• Directions:
How many lines of the material below contain the string "components"? Answer with the number and nothing else.

begin Data segment

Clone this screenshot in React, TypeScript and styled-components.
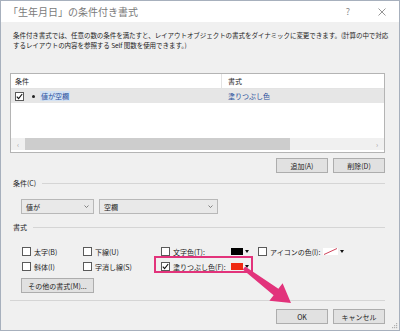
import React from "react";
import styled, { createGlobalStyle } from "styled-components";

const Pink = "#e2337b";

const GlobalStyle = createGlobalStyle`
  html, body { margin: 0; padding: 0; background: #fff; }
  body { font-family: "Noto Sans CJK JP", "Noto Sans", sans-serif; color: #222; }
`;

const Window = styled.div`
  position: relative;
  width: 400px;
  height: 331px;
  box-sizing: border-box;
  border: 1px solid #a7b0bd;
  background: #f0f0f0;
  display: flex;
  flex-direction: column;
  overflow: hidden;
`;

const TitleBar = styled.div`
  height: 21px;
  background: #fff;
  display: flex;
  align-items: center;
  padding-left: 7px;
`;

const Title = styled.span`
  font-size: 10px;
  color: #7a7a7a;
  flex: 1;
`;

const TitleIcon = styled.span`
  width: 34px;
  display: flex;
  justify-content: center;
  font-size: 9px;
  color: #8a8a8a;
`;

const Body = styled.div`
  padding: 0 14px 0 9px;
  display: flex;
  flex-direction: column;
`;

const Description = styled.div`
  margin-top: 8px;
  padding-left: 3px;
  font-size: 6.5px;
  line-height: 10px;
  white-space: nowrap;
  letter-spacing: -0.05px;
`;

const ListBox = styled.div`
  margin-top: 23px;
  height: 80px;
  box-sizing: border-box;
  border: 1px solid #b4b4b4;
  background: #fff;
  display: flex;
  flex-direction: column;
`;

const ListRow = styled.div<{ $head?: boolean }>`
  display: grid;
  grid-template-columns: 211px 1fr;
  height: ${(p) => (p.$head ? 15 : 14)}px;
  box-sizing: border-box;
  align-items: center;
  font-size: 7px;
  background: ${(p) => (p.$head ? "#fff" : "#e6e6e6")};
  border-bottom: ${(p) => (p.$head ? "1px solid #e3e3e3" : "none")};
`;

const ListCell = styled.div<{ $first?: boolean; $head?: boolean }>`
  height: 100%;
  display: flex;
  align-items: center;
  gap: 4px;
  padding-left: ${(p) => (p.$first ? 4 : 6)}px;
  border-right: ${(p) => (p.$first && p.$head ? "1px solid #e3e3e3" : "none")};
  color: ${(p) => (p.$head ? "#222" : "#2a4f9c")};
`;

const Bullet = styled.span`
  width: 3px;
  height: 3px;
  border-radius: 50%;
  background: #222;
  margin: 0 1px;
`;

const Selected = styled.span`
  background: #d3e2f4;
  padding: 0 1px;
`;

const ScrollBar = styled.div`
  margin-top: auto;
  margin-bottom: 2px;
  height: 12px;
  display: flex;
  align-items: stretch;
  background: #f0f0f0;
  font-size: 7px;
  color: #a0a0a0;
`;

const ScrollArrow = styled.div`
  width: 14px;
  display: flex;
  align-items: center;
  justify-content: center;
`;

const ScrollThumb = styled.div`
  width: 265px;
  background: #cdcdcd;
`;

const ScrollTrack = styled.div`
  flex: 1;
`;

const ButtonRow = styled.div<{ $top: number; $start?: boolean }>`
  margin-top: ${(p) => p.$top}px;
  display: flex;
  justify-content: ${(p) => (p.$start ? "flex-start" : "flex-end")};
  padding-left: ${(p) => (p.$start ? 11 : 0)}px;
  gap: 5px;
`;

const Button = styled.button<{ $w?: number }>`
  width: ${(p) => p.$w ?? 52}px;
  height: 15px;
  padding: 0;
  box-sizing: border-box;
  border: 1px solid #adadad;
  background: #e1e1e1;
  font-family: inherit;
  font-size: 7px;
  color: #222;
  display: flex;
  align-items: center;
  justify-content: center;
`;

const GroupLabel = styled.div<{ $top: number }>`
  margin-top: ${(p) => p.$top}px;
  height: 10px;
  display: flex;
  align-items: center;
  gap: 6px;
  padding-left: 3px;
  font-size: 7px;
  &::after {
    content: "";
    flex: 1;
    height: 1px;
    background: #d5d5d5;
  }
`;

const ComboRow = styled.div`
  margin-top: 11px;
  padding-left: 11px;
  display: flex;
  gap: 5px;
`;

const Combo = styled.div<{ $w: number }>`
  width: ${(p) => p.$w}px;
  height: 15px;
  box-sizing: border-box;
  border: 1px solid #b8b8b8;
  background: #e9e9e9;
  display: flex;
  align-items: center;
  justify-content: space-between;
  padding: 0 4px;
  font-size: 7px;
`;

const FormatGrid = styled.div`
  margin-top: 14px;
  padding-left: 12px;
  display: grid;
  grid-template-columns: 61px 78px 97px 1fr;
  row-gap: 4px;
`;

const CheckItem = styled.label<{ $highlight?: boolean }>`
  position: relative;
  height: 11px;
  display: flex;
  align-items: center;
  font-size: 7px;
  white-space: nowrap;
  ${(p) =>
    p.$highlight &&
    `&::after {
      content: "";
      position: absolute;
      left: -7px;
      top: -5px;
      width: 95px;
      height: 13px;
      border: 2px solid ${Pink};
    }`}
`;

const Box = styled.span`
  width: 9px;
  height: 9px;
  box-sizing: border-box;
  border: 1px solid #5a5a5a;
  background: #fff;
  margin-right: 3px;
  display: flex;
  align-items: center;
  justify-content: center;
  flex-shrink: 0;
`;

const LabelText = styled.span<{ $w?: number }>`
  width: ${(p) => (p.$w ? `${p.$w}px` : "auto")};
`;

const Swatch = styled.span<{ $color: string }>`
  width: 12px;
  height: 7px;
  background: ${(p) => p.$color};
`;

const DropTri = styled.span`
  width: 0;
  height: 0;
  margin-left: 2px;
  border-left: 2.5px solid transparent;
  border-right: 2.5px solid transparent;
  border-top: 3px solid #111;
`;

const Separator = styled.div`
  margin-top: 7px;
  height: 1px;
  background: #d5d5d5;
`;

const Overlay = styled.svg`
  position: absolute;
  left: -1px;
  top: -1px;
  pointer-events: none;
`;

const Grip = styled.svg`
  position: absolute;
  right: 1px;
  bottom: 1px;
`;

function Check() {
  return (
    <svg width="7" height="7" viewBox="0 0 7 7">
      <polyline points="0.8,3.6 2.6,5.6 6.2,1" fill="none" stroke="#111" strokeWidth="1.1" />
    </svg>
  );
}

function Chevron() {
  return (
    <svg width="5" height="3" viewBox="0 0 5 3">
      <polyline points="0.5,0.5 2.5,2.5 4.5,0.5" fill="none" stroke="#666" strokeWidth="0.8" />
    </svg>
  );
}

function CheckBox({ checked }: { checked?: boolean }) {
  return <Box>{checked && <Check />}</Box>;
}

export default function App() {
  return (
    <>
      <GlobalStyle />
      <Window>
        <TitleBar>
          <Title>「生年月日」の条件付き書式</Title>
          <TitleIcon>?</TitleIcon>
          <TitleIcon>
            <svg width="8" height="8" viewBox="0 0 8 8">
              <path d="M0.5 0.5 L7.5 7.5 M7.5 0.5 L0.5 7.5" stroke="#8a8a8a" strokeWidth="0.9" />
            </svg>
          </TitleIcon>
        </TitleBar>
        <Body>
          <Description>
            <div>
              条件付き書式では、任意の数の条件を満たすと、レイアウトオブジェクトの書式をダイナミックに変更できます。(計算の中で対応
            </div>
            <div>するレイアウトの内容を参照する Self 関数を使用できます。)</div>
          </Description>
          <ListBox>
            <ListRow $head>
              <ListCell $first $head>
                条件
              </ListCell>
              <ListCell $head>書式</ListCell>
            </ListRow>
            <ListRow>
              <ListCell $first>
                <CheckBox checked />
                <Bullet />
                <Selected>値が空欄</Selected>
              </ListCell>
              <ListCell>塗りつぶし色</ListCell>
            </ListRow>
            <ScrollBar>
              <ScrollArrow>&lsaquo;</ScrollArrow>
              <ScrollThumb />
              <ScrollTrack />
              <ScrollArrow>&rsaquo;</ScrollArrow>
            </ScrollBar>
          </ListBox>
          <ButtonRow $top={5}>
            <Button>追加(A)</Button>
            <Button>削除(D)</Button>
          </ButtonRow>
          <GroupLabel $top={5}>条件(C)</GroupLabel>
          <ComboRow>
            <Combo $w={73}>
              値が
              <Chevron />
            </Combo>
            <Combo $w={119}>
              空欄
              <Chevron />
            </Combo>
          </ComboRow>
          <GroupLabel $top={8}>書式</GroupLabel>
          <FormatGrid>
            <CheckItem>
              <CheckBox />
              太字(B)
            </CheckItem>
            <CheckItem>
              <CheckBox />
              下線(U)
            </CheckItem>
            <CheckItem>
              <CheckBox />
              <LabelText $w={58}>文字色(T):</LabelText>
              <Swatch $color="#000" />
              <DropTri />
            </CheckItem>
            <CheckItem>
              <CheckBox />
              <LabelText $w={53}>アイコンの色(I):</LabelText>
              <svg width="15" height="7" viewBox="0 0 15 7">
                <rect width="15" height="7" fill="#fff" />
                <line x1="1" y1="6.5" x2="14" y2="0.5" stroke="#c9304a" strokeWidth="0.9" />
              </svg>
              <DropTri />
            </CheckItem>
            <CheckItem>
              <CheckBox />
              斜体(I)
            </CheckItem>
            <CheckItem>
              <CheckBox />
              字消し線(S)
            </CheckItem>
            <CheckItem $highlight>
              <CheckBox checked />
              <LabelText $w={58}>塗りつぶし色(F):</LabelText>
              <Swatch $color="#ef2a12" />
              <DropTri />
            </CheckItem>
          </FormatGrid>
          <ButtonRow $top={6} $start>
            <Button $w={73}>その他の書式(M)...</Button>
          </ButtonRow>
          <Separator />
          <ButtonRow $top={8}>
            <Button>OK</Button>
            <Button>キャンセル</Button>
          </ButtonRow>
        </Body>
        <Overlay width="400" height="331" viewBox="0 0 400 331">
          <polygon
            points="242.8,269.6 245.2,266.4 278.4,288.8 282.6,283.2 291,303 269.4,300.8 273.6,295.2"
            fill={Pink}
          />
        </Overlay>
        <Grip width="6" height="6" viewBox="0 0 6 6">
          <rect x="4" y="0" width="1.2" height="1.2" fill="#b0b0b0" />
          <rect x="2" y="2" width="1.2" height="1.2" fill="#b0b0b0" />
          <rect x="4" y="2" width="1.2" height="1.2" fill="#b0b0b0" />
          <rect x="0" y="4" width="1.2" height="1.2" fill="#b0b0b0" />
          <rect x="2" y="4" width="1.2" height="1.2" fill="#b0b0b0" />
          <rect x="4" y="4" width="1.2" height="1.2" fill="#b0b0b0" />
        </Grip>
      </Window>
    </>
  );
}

end Data segment

• Solution to the problem:
2